Le département de Mayotte (‘Maoré’ en shimaoré, la seconde langue la plus parlée sur l’île après le Français) est constitué de plusieurs îles au coeur du canal du Mozambique et au nord de Madagascar. L’île aux parfums, qui doit son nom à la culture locale de l’Ylang-ylang et de la vanille fait partie de l’archipel des Comores.
D’abord, les chiffres. Selon la dernière étude de l’Insee publiée le 10 octobre 2022, Mayotte comptait 256 500 habitants en 2017. Un habitant sur deux a moins de 18 ans. En 2018, la moitié de la population a un niveau de vie inférieur à 3 140 euros par an, ce qui en fait la région la plus pauvre de France avec un taux de pauvreté de 77%. Sans surprise, 33% de la population souffre d’illettrisme et seulement 10,8% des Mahorais sont bacheliers. Les facteurs sont multiples cependant, le manque crucial d’équipements scolaires étant déjà un indice.
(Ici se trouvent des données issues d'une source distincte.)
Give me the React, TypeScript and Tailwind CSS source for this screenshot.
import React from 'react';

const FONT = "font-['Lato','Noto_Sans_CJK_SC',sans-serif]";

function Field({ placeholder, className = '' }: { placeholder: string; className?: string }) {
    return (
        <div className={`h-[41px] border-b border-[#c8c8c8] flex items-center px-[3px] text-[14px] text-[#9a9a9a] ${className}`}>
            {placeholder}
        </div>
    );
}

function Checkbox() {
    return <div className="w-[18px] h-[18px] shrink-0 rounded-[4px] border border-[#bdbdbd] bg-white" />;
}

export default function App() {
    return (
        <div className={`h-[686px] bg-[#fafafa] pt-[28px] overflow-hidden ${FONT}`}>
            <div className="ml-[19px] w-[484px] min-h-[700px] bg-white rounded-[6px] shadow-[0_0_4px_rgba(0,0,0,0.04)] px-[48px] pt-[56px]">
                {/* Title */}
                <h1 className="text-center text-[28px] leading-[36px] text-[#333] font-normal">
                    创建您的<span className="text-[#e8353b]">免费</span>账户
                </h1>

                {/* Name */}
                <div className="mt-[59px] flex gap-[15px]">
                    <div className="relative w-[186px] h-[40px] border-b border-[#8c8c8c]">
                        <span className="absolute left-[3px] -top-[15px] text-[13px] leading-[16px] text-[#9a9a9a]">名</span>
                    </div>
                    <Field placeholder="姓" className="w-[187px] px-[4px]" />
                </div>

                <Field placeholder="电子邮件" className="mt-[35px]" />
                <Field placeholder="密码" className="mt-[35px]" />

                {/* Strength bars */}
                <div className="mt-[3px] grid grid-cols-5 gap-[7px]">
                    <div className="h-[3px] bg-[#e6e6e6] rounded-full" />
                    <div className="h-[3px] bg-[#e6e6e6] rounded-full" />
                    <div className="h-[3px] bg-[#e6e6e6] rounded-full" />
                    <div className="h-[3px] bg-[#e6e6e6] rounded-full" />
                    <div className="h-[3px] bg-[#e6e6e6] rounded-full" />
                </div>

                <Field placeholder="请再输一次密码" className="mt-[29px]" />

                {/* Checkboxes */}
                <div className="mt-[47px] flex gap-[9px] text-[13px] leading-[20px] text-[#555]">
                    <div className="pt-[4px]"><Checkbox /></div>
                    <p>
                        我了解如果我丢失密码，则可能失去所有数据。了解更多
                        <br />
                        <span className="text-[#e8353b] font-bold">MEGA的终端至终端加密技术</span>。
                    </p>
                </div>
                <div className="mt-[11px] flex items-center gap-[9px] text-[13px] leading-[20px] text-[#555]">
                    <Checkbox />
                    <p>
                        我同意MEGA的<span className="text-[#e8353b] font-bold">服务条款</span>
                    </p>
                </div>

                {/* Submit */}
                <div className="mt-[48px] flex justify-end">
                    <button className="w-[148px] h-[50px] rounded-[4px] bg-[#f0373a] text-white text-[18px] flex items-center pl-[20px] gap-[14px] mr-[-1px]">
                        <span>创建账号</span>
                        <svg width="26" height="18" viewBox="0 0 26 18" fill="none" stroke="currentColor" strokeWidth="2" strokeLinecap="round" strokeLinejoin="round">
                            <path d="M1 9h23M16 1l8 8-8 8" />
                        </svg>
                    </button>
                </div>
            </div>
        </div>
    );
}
Passés les calculs officiels, la réalité insulaire est encore plus précaire. Notamment parce que Mayotte est une bombe démographique à retardement. Le 22 novembre 2022, Ben Issa Ousseni, le président du conseil départemental évoquait une population à 299 350 habitants quand le préfet avait annoncé en 2020 distribuer 450 000 masques sanitaires, en comptant une unité par adulte. La Chambre régionale des comptes a quant-à-elle publié un rapport en juin 2022 tablant plutôt sur un chiffre « entre 350 000 et 400 000 habitants ». Enfin, l’OCDE enfonçait le clou en utilisant la consommation de riz comme donnée complémentaire au recensement. Le département compterait de ce point de vue 653 742 âmes !
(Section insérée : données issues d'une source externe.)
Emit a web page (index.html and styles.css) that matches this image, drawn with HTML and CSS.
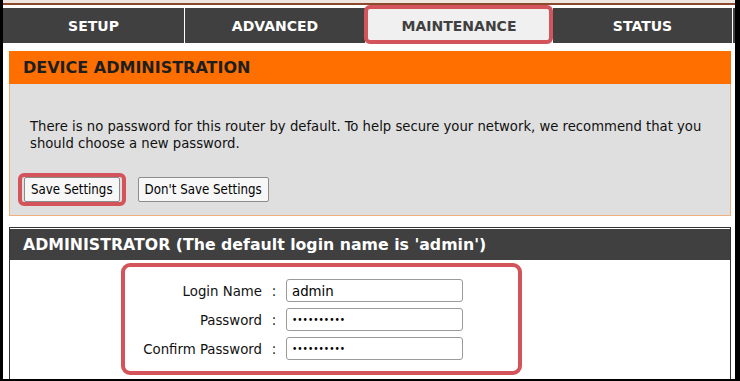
FILE: index.html
```html
<!DOCTYPE html>
<html lang="en">
<head>
<meta charset="utf-8">
<title>Device Administration</title>
<link rel="stylesheet" href="styles.css">
</head>
<body>
<div class="screen">
  <div class="topbar"></div>
  <nav class="tabs">
    <div class="tab">SETUP</div>
    <div class="tab">ADVANCED</div>
    <div class="tab tab-active">MAINTENANCE</div>
    <div class="tab">STATUS</div>
  </nav>
  <section class="panel">
    <h2 class="panel-head">DEVICE ADMINISTRATION</h2>
    <div class="panel-body">
      <p class="note">There is no password for this router by default. To help secure your network, we recommend that you should choose a new password.</p>
      <div class="actions">
        <span class="mark"><button class="btn" type="button">Save Settings</button></span>
        <button class="btn" type="button">Don't Save Settings</button>
      </div>
    </div>
  </section>
  <section class="admin">
    <h2 class="admin-head">ADMINISTRATOR (The default login name is 'admin')</h2>
    <div class="admin-body">
      <div class="form">
        <label class="lbl" for="login">Login Name</label><span class="colon">:</span><input class="field" id="login" type="text" value="admin">
        <label class="lbl" for="pw">Password</label><span class="colon">:</span><input class="field field-pw" id="pw" type="password" value="abcdefghij">
        <label class="lbl" for="pw2">Confirm Password</label><span class="colon">:</span><input class="field field-pw" id="pw2" type="password" value="abcdefghij">
      </div>
    </div>
  </section>
</div>
</body>
</html>
```
FILE: styles.css
```css
html, body {
  margin: 0;
  padding: 0;
  background: #fff;
}

.screen {
  box-sizing: border-box;
  width: 740px;
  height: 381px;
  border-left: 3px solid #000;
  border-right: 5px solid #000;
  border-bottom: 2px solid #000;
  display: flex;
  flex-direction: column;
  overflow: hidden;
  font-family: "DejaVu Sans Condensed", "DejaVu Sans", sans-serif;
  color: #111;
}

.topbar {
  flex: none;
  height: 3px;
  background: #efe6df;
  border-bottom: 2px solid #8b4a2b;
  margin-bottom: 3px;
}

.tabs {
  flex: none;
  display: grid;
  grid-template-columns: 182px 181px 187px 180px 1fr;
  height: 35px;
  background: #404040;
  border-bottom: 1px solid #fff;
}

.tab {
  box-sizing: border-box;
  border-right: 1px solid #fff;
  display: flex;
  align-items: center;
  justify-content: center;
  color: #fff;
  font-family: "DejaVu Sans", sans-serif;
  font-weight: bold;
  font-size: 14px;
}

.tab-active {
  position: relative;
  background: #f0f0f0;
  color: #404040;
}

.tab-active::after {
  content: "";
  position: absolute;
  left: -2px;
  right: -1px;
  top: -3px;
  bottom: -1px;
  border: 4px solid #d4545b;
  border-radius: 6px;
}

.panel {
  flex: none;
  margin: 7px 4px 0 6px;
}

.panel-head {
  margin: 0;
  height: 33px;
  box-sizing: border-box;
  padding-left: 14px;
  display: flex;
  align-items: center;
  background: #ff6f00;
  color: #1e1e1e;
  font-family: "DejaVu Sans", sans-serif;
  font-weight: bold;
  font-size: 16px;
}

.panel-body {
  background: #dfdfdf;
  border: 1px solid #eeb07c;
  border-top: none;
  padding: 33px 0 9px 0;
}

.note {
  margin: 0 20px 22px 20px;
  font-size: 14.7px;
  line-height: 17px;
}

.actions {
  display: flex;
  align-items: center;
  gap: 12px;
  margin-left: 8px;
}

.mark {
  display: inline-flex;
  border: 4px solid #d4545b;
  border-radius: 6px;
  padding: 0 2px;
}

.btn {
  height: 25px;
  padding: 0 6px;
  margin: 0;
  background: #f7f7f7;
  border: 1px solid #8c8c8c;
  border-radius: 2px;
  color: #000;
  font-family: "DejaVu Sans Condensed", "DejaVu Sans", sans-serif;
  font-size: 13.2px;
}

.admin {
  flex: 1;
  margin: 11px 4px 0 6px;
  border: 1px solid #333;
  border-bottom: none;
  padding-top: 1px;
  display: flex;
  flex-direction: column;
}

.admin-head {
  margin: 0;
  height: 31px;
  box-sizing: border-box;
  padding-left: 13px;
  display: flex;
  align-items: center;
  background: #404040;
  color: #fff;
  font-family: "DejaVu Sans", sans-serif;
  font-weight: bold;
  font-size: 15.75px;
}

.admin-body {
  padding: 3px 0 0 111px;
}

.form {
  width: max-content;
  display: grid;
  grid-template-columns: 137px 24px 177px;
  row-gap: 6px;
  align-items: center;
  padding: 12px 55px 11px 0;
  border: 4px solid #d4545b;
  border-radius: 9px;
}

.lbl {
  text-align: right;
  font-size: 14.8px;
}

.colon {
  text-align: center;
  font-size: 14.8px;
}

.field {
  box-sizing: border-box;
  width: 177px;
  height: 23px;
  margin: 0;
  padding: 0 5px;
  border: 1px solid #9a9a9a;
  border-radius: 3px;
  background: #fff;
  color: #000;
  font-family: "DejaVu Sans Condensed", "DejaVu Sans", sans-serif;
  font-size: 14.8px;
}

.field-pw {
  font-size: 10px;
}
```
Comment expliquer ce delta qui triplerait presque la population officielle d’un si petit caillou ? Une piste, Mayotte est depuis de nombreuse année la terre d’accueil de milliers de Comoriens qui s’entassent sur des kwassa-kwassa (des canots traditionnels) sur les 70 km qui sépare Mayotte de l’archipel, quarante fois plus pauvre.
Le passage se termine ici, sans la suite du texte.